Andre Iguadola, forward for the Warriors, compared his facial expression on the video, when shown to
him after the game, to a colonoscopy. He however stated that his neck was stiff and needed to be
stretched, and Chelsea “will get you right”.
I can’t imagine what a colonoscopy feels like but I was sure glad he clarified his remark commending his therapist’s techniques. What I liked about watching the clip is that
the therapist was knowledgeable about the amount of pressure to provide and the technique to use to address his neck issue. Just like basketball players, our bodies undergo various repetitive motions all day, every day, some more intense than others. Of course, it also depends on the line of work that you are in (whether you work at home, in an office, on a job site, or play for the Golden State Warriors) that determines the level of motions that you put your body through. Even basic walking exerts various levels of repetitive motions and intensity to our bodies. In addition, muscle fibers can tighten in our body causing restrictions, including stiffness and pain.
By the time a client comes in for a massage, the body may have some restrictions in certain areas that a
therapist will need to address during a session. Due to this, some discomfort during and after a massage
is normal. Certain massages can increase the pain depending on the condition of the muscles and
severity of muscle fiber restriction.
Some therapist will only ask “how is the pressure?” and never adjust for the client, but an E.P.I.C.
therapist, like at Morning Dew Massage & Wellness, will adjust pressure if necessary. The MDM
therapist will however keep in mind, that some pain or muscle soreness is normal depending on client’s
intake evaluation. If there is any time that the pain is out of client’s level of comfort then, the pressure
is adjusted and that area can be addressed at the next session. Muscle release during massage therapy
is not always a one-and-done situation. But rather may need to be implemented on a recurring
treatment plan for maximum results. Just like we may have to make more than 1 doctor visit for certain
issues, it is the same with massage therapy sessions.
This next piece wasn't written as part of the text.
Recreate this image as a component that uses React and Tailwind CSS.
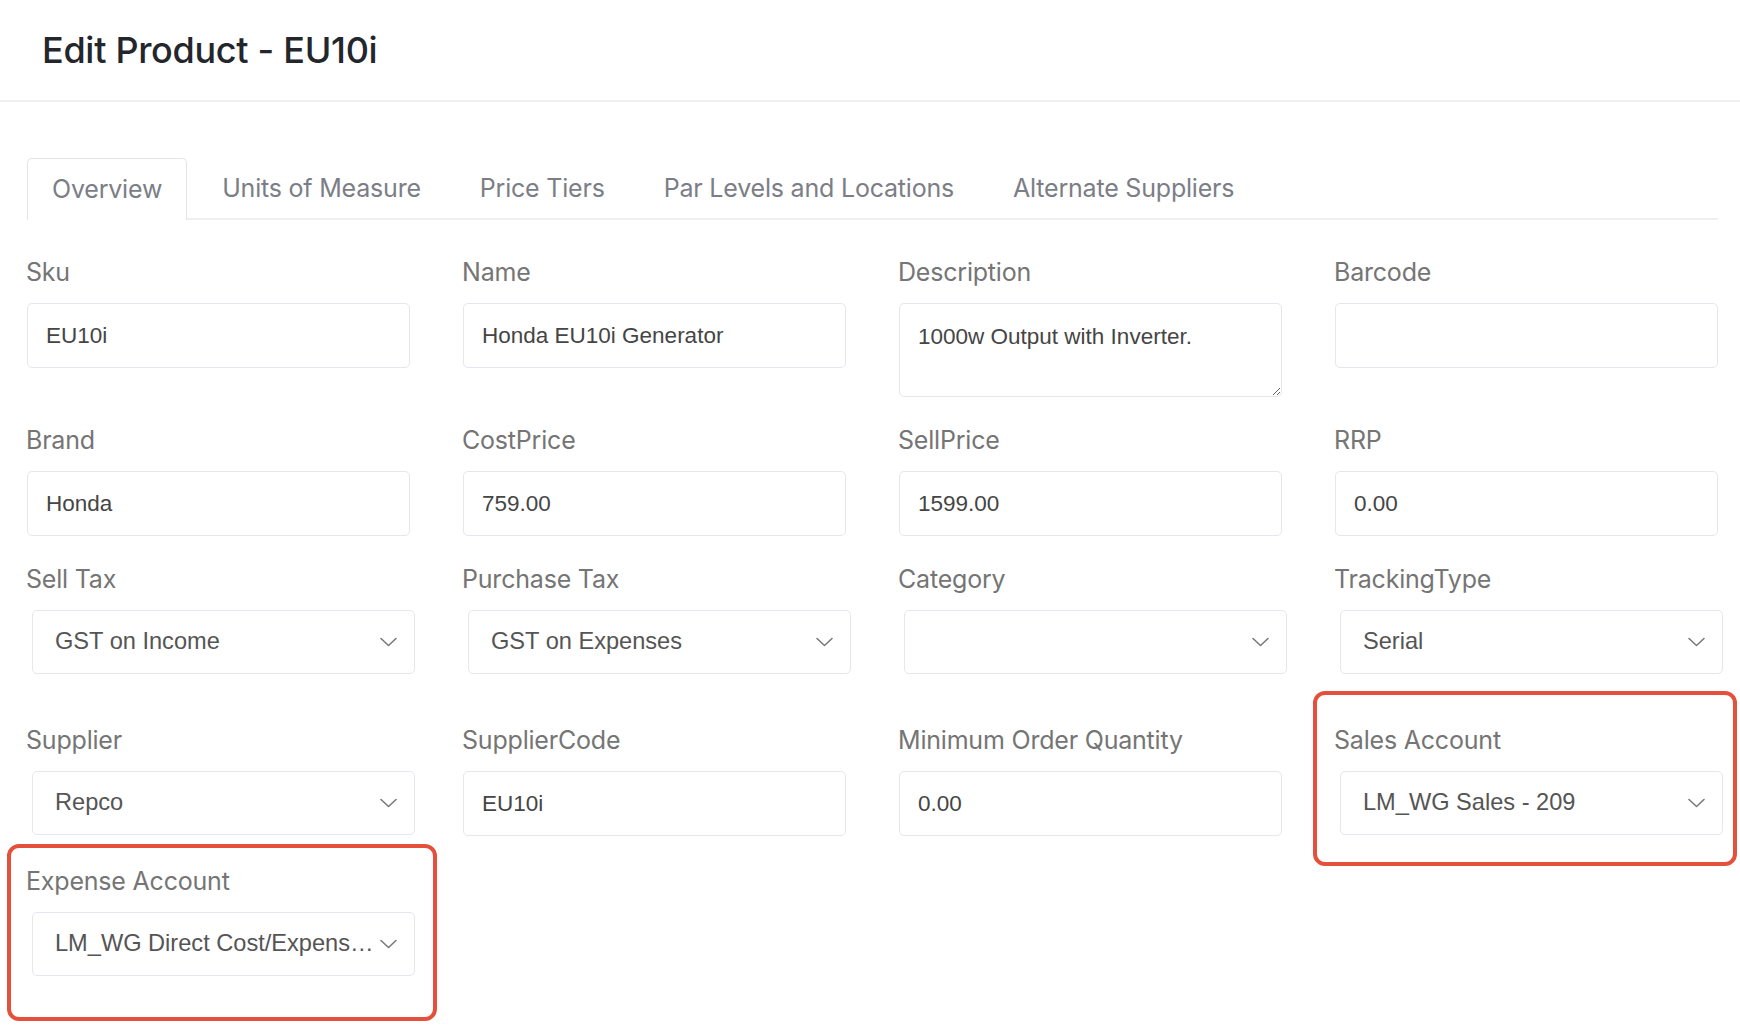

As with exercise, muscles soreness also happens during and after a massage. Muscle soreness is caused
by tight muscles being stretched and re-aligned and will subside after 3 days. Your therapist will instruct
you to drink plenty of water (hydration is extremely important!), and to do at-home stretches. The
therapist may also have you schedule a return visit to address problematic areas that need additional
Massage therapy is always meant to heal, relieve and accomplish what your body needs. So for all of your warrior activities and conditions. . . .Get Massages. Go Warriors!